Spock - good luck with your councellor tomorrow, hope he/she manages to clear your head a little for you. It's hard, you do get to the point where you think nothing will work but as I know you're aware it does pass...eventually.....and you do feel like giving yet another go. Don't give up.
Megs - Yay for starting a new cycle, even though you're freezing them all at least you're doing something and just imagine whan it's time to pop them back in you won't have to through the whole cycle so it will be nice & short for you, just 2 weeks of torture while you wait.....
HI to Still, Spring, Carita and those I missed.
AFM - it's my turn to have a whinge - I came home from work in tears the other day (poor DH) and I know it's ridiculous but I couldn't help it. A young girl at work told me she was pregnant the other day so I now have to watch another person go through a pregnancy (one just left work 2 weeks ago to have her baby) and I am just crushed. This one sits near me so I can't even avoid her and to make matters worse she did this on purpose to keep a guy WTF??? From what she has told me the poor fellow is quite well off so she decided that after being together for all of 5 mins she'd get preg so she could hold on to him. I asked her waht the bloke thought about the baby and she just said, Well he hasn't got much choice has he. What a b**ch!! It just seems so unfair, you know, people like us just want to have a baby with our partners because we love them and little sh*ts like this can fall in 5 secs and for all the wrong reasons. Anyway end of whinge, i feel much better it's off my chest.
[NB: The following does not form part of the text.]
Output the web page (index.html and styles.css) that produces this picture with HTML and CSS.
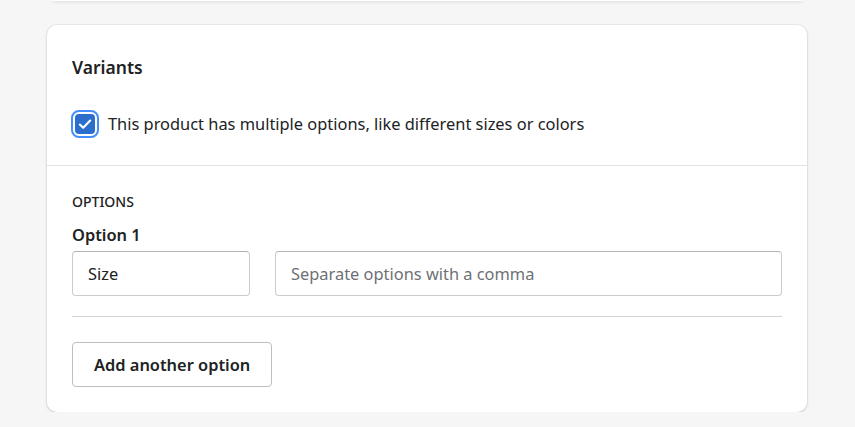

For all the Sydneysiders out there - how's this weather????
Posted 04 October 2010 - 05:39 PM
laffi, sweet of you to pop in and post.
Thanks! I hope you don't mind me checking on you guys.
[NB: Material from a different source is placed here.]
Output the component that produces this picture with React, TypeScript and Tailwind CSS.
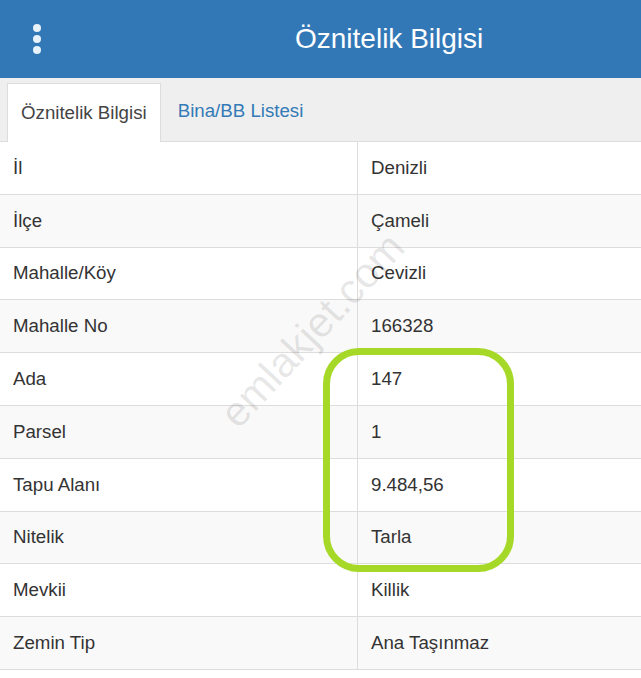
const rows: [string, string][] = [
  ['İl', 'Denizli'],
  ['İlçe', 'Çameli'],
  ['Mahalle/Köy', 'Cevizli'],
  ['Mahalle No', '166328'],
  ['Ada', '147'],
  ['Parsel', '1'],
  ['Tapu Alanı', '9.484,56'],
  ['Nitelik', 'Tarla'],
  ['Mevkii', 'Killik'],
  ['Zemin Tip', 'Ana Taşınmaz'],
]

function App() {
  return (
    <div
      className="relative w-[641px] h-[678px] overflow-hidden bg-white text-[#333]"
      style={{ fontFamily: '"Liberation Sans", Arial, sans-serif' }}
    >
      {/* Header */}
      <div className="h-[78px] bg-[#3378b6] flex items-center">
        <div className="w-[74px] flex flex-col items-center gap-[3px]">
          <span className="w-[8px] h-[8px] rounded-full bg-[#e8f2fb]" />
          <span className="w-[8px] h-[8px] rounded-full bg-[#e8f2fb]" />
          <span className="w-[8px] h-[8px] rounded-full bg-[#e8f2fb]" />
        </div>
        <h1 className="pl-[221px] text-[28px] text-white leading-none">Öznitelik Bilgisi</h1>
      </div>

      {/* Tabs */}
      <div className="h-[64px] bg-[#efefef] flex items-end pl-[7px] border-b border-[#ddd]">
        <div className="h-[59px] -mb-px px-[13px] flex items-center bg-white border border-b-0 border-[#ddd] text-[18.7px] text-[#444]">
          Öznitelik Bilgisi
        </div>
        <div className="h-[59px] px-[17px] flex items-center text-[18.7px] text-[#337ab7]">
          Bina/BB Listesi
        </div>
      </div>

      {/* Table */}
      <div className="flex flex-col">
        {rows.map(([label, value], i) => (
          <div
            key={label}
            className={`flex h-[52.8px] border-b border-[#ddd] text-[18.7px] ${i % 2 === 1 ? 'bg-[#f9f9f9]' : 'bg-white'}`}
          >
            <div className="w-[358px] pl-[13px] flex items-center border-r border-[#ddd]">{label}</div>
            <div className="flex-1 pl-[13px] flex items-center">{value}</div>
          </div>
        ))}
      </div>

      {/* Watermark */}
      <div className="absolute left-[312px] top-[330px] -translate-x-1/2 -translate-y-1/2 -rotate-[47deg] text-[42px] font-light text-black/10 whitespace-nowrap pointer-events-none">
        emlakjet.com
      </div>

      {/* Highlight */}
      <div className="absolute left-[323px] top-[348px] w-[191px] h-[224px] border-[7px] border-[#a6d827] rounded-[36px] pointer-events-none" />
    </div>
  )
}

export default App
I just can't want to see my Ready Steady Go Girlfriends graduate
Posted 05 October 2010 - 12:45 PM
kimbar, that sounds really upsetting, what a b****! I can only imagine how difficult it must be to be having all these pregnant ladies around you at work and no way to escape. My team is mainly men and the other 2 females are just graduates so no where near the 'wanting a baby yet' stage. I find it hard enough that 2 of my male colleagues, their wives are both pregnant with their 2nd and 3rd children. The one with the 3rd on the way wasn't even sure they wanted it, they are just having the baby our of guilt because it happened one night. People take these things so casually. At least I don't have to see my colleagues' wives. Btw, Sydney weather is no where near as nice as it should be for this time of year.
cc, you've been very quiet, hope you're doing okay.
meggie, hope you are also going okay. when is your epu?
hi to everyone else.
afm, I saw my counsellor today. She thinks I am reacting 'normally' by being defensive and shutting down. I think there is too much pain and I can't face it...not yet anyway...
Posted 05 October 2010 - 07:19 PM
Hi ladies, thankyou all so much for your support & kind words. Just a quick one as am still feeling pretty unwell and on top of everything have got an inexplicable case of conjunctivitis. What's with that?
Am thinking of taking the rest of the year off treatment, I really need to get healthy again, re-join the gym & lose some kilos. My immune system is obviously pretty battered and my iron levels are super low. Got to stop hating my body & take a bit of care again I think.
kimbar- that is so repulsive of your workmate- God I didn't know there really were such skanky people in real life!